* Job *
Below is the data. Give it again, complete and exact.

## start Dataset section

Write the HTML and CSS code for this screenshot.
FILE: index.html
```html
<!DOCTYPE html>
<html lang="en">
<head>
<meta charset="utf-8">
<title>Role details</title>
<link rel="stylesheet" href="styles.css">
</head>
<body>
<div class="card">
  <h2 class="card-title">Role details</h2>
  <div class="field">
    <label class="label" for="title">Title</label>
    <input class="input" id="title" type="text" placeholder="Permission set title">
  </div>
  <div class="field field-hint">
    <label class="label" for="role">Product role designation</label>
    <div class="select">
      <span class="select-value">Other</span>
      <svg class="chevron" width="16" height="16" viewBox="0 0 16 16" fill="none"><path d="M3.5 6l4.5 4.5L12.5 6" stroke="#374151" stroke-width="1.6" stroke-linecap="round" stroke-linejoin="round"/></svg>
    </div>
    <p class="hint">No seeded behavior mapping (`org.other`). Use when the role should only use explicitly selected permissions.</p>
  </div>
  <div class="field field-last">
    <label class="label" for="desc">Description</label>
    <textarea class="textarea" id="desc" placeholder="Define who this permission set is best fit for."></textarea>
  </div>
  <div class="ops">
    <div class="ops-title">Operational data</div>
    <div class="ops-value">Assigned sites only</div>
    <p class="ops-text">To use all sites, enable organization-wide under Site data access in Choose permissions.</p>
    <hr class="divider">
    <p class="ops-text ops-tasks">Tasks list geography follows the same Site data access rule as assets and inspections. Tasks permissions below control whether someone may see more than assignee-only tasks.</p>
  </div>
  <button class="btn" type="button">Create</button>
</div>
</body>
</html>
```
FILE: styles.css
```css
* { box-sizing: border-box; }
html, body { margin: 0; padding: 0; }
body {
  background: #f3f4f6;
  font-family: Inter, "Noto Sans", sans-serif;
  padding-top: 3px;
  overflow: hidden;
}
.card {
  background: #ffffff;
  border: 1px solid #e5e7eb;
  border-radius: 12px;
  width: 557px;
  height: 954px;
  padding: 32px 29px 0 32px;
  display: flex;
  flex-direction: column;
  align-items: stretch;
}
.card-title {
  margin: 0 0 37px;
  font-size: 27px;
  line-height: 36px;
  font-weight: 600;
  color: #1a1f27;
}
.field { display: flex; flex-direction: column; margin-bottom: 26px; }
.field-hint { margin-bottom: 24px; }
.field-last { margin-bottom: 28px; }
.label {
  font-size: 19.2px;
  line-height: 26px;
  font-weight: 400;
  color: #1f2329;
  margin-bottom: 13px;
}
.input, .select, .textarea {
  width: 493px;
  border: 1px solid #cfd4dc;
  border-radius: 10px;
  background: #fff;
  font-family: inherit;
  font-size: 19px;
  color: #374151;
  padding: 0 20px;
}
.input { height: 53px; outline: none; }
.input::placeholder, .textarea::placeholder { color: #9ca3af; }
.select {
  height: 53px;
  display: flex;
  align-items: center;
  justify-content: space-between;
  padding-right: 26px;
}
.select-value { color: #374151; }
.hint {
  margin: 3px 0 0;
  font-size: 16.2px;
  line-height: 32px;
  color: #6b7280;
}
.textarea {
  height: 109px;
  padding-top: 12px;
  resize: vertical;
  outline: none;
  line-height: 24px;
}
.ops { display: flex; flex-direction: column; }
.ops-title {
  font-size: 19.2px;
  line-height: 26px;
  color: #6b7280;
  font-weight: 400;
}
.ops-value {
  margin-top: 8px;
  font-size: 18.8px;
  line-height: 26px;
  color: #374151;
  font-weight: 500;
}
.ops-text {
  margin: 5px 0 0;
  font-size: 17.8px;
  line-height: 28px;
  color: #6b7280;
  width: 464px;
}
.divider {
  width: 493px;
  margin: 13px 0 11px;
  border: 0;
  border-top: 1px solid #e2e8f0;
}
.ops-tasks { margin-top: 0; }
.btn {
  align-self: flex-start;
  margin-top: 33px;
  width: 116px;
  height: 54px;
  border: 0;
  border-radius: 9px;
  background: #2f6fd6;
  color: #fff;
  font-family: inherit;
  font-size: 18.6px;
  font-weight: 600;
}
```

## end Dataset section

* Output below *
Write the HTML and CSS code for this screenshot.
FILE: index.html
```html
<!DOCTYPE html>
<html lang="en">
<head>
<meta charset="utf-8">
<title>Role details</title>
<link rel="stylesheet" href="styles.css">
</head>
<body>
<div class="card">
  <h2 class="card-title">Role details</h2>
  <div class="field">
    <label class="label" for="title">Title</label>
    <input class="input" id="title" type="text" placeholder="Permission set title">
  </div>
  <div class="field field-hint">
    <label class="label" for="role">Product role designation</label>
    <div class="select">
      <span class="select-value">Other</span>
      <svg class="chevron" width="16" height="16" viewBox="0 0 16 16" fill="none"><path d="M3.5 6l4.5 4.5L12.5 6" stroke="#374151" stroke-width="1.6" stroke-linecap="round" stroke-linejoin="round"/></svg>
    </div>
    <p class="hint">No seeded behavior mapping (`org.other`). Use when the role should only use explicitly selected permissions.</p>
  </div>
  <div class="field field-last">
    <label class="label" for="desc">Description</label>
    <textarea class="textarea" id="desc" placeholder="Define who this permission set is best fit for."></textarea>
  </div>
  <div class="ops">
    <div class="ops-title">Operational data</div>
    <div class="ops-value">Assigned sites only</div>
    <p class="ops-text">To use all sites, enable organization-wide under Site data access in Choose permissions.</p>
    <hr class="divider">
    <p class="ops-text ops-tasks">Tasks list geography follows the same Site data access rule as assets and inspections. Tasks permissions below control whether someone may see more than assignee-only tasks.</p>
  </div>
  <button class="btn" type="button">Create</button>
</div>
</body>
</html>
```
FILE: styles.css
```css
* { box-sizing: border-box; }
html, body { margin: 0; padding: 0; }
body {
  background: #f3f4f6;
  font-family: Inter, "Noto Sans", sans-serif;
  padding-top: 3px;
  overflow: hidden;
}
.card {
  background: #ffffff;
  border: 1px solid #e5e7eb;
  border-radius: 12px;
  width: 557px;
  height: 954px;
  padding: 32px 29px 0 32px;
  display: flex;
  flex-direction: column;
  align-items: stretch;
}
.card-title {
  margin: 0 0 37px;
  font-size: 27px;
  line-height: 36px;
  font-weight: 600;
  color: #1a1f27;
}
.field { display: flex; flex-direction: column; margin-bottom: 26px; }
.field-hint { margin-bottom: 24px; }
.field-last { margin-bottom: 28px; }
.label {
  font-size: 19.2px;
  line-height: 26px;
  font-weight: 400;
  color: #1f2329;
  margin-bottom: 13px;
}
.input, .select, .textarea {
  width: 493px;
  border: 1px solid #cfd4dc;
  border-radius: 10px;
  background: #fff;
  font-family: inherit;
  font-size: 19px;
  color: #374151;
  padding: 0 20px;
}
.input { height: 53px; outline: none; }
.input::placeholder, .textarea::placeholder { color: #9ca3af; }
.select {
  height: 53px;
  display: flex;
  align-items: center;
  justify-content: space-between;
  padding-right: 26px;
}
.select-value { color: #374151; }
.hint {
  margin: 3px 0 0;
  font-size: 16.2px;
  line-height: 32px;
  color: #6b7280;
}
.textarea {
  height: 109px;
  padding-top: 12px;
  resize: vertical;
  outline: none;
  line-height: 24px;
}
.ops { display: flex; flex-direction: column; }
.ops-title {
  font-size: 19.2px;
  line-height: 26px;
  color: #6b7280;
  font-weight: 400;
}
.ops-value {
  margin-top: 8px;
  font-size: 18.8px;
  line-height: 26px;
  color: #374151;
  font-weight: 500;
}
.ops-text {
  margin: 5px 0 0;
  font-size: 17.8px;
  line-height: 28px;
  color: #6b7280;
  width: 464px;
}
.divider {
  width: 493px;
  margin: 13px 0 11px;
  border: 0;
  border-top: 1px solid #e2e8f0;
}
.ops-tasks { margin-top: 0; }
.btn {
  align-self: flex-start;
  margin-top: 33px;
  width: 116px;
  height: 54px;
  border: 0;
  border-radius: 9px;
  background: #2f6fd6;
  color: #fff;
  font-family: inherit;
  font-size: 18.6px;
  font-weight: 600;
}
```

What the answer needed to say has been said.